> **Problem description**: Will you output all of the data below exactly, omitting the images?
— begin Data extract —
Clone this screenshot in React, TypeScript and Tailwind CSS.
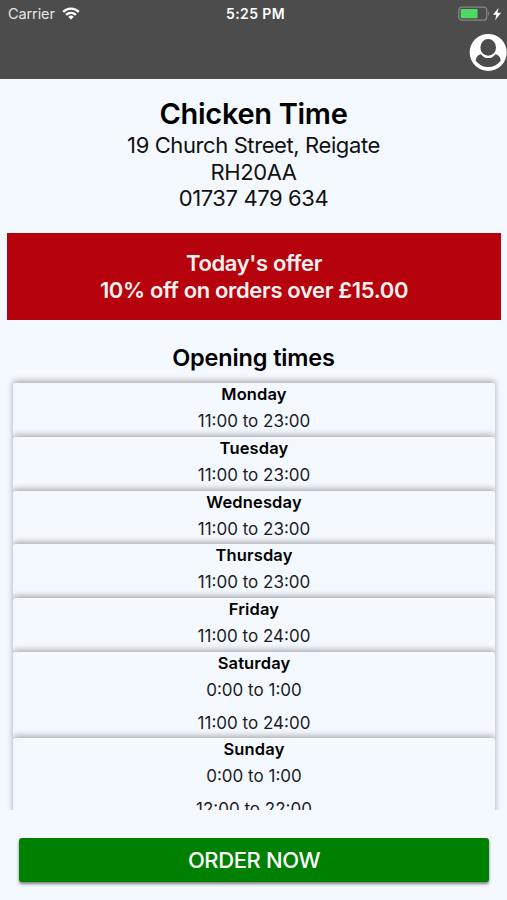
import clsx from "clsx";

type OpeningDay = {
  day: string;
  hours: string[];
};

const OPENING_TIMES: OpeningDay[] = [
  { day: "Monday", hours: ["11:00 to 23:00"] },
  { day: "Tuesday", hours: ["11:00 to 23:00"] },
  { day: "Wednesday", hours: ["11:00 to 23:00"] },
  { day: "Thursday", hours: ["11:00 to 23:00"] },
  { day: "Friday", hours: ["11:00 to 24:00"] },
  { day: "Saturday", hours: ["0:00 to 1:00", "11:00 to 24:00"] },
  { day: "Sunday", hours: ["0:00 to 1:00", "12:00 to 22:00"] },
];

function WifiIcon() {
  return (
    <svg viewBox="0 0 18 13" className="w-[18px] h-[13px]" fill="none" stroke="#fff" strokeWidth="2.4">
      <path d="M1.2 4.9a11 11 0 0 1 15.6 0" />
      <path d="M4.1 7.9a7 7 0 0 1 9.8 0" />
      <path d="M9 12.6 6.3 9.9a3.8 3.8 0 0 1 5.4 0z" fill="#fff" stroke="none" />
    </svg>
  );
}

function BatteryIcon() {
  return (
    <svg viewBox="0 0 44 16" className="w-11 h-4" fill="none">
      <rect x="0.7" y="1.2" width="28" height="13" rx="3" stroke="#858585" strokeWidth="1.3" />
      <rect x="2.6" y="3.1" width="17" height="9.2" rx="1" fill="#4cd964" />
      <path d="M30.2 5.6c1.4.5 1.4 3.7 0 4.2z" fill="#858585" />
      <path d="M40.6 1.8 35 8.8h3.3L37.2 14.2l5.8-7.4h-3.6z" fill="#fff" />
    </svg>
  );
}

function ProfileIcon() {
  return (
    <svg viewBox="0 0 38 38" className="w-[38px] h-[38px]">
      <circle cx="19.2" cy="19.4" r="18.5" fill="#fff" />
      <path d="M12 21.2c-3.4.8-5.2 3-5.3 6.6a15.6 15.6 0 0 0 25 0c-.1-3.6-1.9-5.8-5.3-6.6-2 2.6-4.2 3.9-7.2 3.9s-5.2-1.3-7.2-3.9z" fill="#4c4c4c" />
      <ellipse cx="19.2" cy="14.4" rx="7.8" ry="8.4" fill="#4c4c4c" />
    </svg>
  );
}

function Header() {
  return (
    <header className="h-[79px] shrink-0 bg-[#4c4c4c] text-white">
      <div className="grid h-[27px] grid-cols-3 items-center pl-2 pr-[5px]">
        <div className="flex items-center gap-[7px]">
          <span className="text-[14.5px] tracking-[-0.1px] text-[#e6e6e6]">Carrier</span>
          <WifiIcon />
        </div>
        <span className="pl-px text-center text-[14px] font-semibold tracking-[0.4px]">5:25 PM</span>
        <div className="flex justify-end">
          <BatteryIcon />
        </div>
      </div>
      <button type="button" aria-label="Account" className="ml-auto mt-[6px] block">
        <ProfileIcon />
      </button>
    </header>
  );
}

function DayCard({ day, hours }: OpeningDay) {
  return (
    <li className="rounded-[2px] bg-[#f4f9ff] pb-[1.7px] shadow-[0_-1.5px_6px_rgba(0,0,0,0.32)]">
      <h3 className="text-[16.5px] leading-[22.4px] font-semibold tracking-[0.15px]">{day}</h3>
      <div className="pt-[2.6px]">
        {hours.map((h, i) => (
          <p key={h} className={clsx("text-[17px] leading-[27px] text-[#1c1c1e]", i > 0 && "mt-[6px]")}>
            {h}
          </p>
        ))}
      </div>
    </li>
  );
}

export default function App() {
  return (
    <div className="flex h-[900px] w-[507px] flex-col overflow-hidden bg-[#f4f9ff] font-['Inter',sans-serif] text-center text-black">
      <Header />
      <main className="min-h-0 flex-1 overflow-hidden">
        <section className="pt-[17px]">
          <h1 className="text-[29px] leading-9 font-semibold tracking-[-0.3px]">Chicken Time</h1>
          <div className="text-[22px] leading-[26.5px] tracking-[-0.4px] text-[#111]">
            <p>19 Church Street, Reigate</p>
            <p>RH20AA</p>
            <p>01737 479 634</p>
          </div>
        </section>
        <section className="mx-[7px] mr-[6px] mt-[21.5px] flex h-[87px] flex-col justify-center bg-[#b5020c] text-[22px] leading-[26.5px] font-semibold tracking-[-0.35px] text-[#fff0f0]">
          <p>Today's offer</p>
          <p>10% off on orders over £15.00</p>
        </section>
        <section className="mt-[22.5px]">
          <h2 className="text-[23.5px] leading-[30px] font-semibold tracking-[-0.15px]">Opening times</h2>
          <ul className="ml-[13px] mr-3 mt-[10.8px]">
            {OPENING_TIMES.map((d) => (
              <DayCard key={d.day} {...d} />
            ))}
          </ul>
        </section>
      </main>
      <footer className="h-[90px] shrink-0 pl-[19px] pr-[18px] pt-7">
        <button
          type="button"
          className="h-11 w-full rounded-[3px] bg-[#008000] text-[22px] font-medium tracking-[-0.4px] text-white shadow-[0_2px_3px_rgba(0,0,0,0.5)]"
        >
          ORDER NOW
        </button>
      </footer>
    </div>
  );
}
— end Data extract —
> **Task answer**:
Clone this screenshot in React, TypeScript and Tailwind CSS.
import clsx from "clsx";

type OpeningDay = {
  day: string;
  hours: string[];
};

const OPENING_TIMES: OpeningDay[] = [
  { day: "Monday", hours: ["11:00 to 23:00"] },
  { day: "Tuesday", hours: ["11:00 to 23:00"] },
  { day: "Wednesday", hours: ["11:00 to 23:00"] },
  { day: "Thursday", hours: ["11:00 to 23:00"] },
  { day: "Friday", hours: ["11:00 to 24:00"] },
  { day: "Saturday", hours: ["0:00 to 1:00", "11:00 to 24:00"] },
  { day: "Sunday", hours: ["0:00 to 1:00", "12:00 to 22:00"] },
];

function WifiIcon() {
  return (
    <svg viewBox="0 0 18 13" className="w-[18px] h-[13px]" fill="none" stroke="#fff" strokeWidth="2.4">
      <path d="M1.2 4.9a11 11 0 0 1 15.6 0" />
      <path d="M4.1 7.9a7 7 0 0 1 9.8 0" />
      <path d="M9 12.6 6.3 9.9a3.8 3.8 0 0 1 5.4 0z" fill="#fff" stroke="none" />
    </svg>
  );
}

function BatteryIcon() {
  return (
    <svg viewBox="0 0 44 16" className="w-11 h-4" fill="none">
      <rect x="0.7" y="1.2" width="28" height="13" rx="3" stroke="#858585" strokeWidth="1.3" />
      <rect x="2.6" y="3.1" width="17" height="9.2" rx="1" fill="#4cd964" />
      <path d="M30.2 5.6c1.4.5 1.4 3.7 0 4.2z" fill="#858585" />
      <path d="M40.6 1.8 35 8.8h3.3L37.2 14.2l5.8-7.4h-3.6z" fill="#fff" />
    </svg>
  );
}

function ProfileIcon() {
  return (
    <svg viewBox="0 0 38 38" className="w-[38px] h-[38px]">
      <circle cx="19.2" cy="19.4" r="18.5" fill="#fff" />
      <path d="M12 21.2c-3.4.8-5.2 3-5.3 6.6a15.6 15.6 0 0 0 25 0c-.1-3.6-1.9-5.8-5.3-6.6-2 2.6-4.2 3.9-7.2 3.9s-5.2-1.3-7.2-3.9z" fill="#4c4c4c" />
      <ellipse cx="19.2" cy="14.4" rx="7.8" ry="8.4" fill="#4c4c4c" />
    </svg>
  );
}

function Header() {
  return (
    <header className="h-[79px] shrink-0 bg-[#4c4c4c] text-white">
      <div className="grid h-[27px] grid-cols-3 items-center pl-2 pr-[5px]">
        <div className="flex items-center gap-[7px]">
          <span className="text-[14.5px] tracking-[-0.1px] text-[#e6e6e6]">Carrier</span>
          <WifiIcon />
        </div>
        <span className="pl-px text-center text-[14px] font-semibold tracking-[0.4px]">5:25 PM</span>
        <div className="flex justify-end">
          <BatteryIcon />
        </div>
      </div>
      <button type="button" aria-label="Account" className="ml-auto mt-[6px] block">
        <ProfileIcon />
      </button>
    </header>
  );
}

function DayCard({ day, hours }: OpeningDay) {
  return (
    <li className="rounded-[2px] bg-[#f4f9ff] pb-[1.7px] shadow-[0_-1.5px_6px_rgba(0,0,0,0.32)]">
      <h3 className="text-[16.5px] leading-[22.4px] font-semibold tracking-[0.15px]">{day}</h3>
      <div className="pt-[2.6px]">
        {hours.map((h, i) => (
          <p key={h} className={clsx("text-[17px] leading-[27px] text-[#1c1c1e]", i > 0 && "mt-[6px]")}>
            {h}
          </p>
        ))}
      </div>
    </li>
  );
}

export default function App() {
  return (
    <div className="flex h-[900px] w-[507px] flex-col overflow-hidden bg-[#f4f9ff] font-['Inter',sans-serif] text-center text-black">
      <Header />
      <main className="min-h-0 flex-1 overflow-hidden">
        <section className="pt-[17px]">
          <h1 className="text-[29px] leading-9 font-semibold tracking-[-0.3px]">Chicken Time</h1>
          <div className="text-[22px] leading-[26.5px] tracking-[-0.4px] text-[#111]">
            <p>19 Church Street, Reigate</p>
            <p>RH20AA</p>
            <p>01737 479 634</p>
          </div>
        </section>
        <section className="mx-[7px] mr-[6px] mt-[21.5px] flex h-[87px] flex-col justify-center bg-[#b5020c] text-[22px] leading-[26.5px] font-semibold tracking-[-0.35px] text-[#fff0f0]">
          <p>Today's offer</p>
          <p>10% off on orders over £15.00</p>
        </section>
        <section className="mt-[22.5px]">
          <h2 className="text-[23.5px] leading-[30px] font-semibold tracking-[-0.15px]">Opening times</h2>
          <ul className="ml-[13px] mr-3 mt-[10.8px]">
            {OPENING_TIMES.map((d) => (
              <DayCard key={d.day} {...d} />
            ))}
          </ul>
        </section>
      </main>
      <footer className="h-[90px] shrink-0 pl-[19px] pr-[18px] pt-7">
        <button
          type="button"
          className="h-11 w-full rounded-[3px] bg-[#008000] text-[22px] font-medium tracking-[-0.4px] text-white shadow-[0_2px_3px_rgba(0,0,0,0.5)]"
        >
          ORDER NOW
        </button>
      </footer>
    </div>
  );
}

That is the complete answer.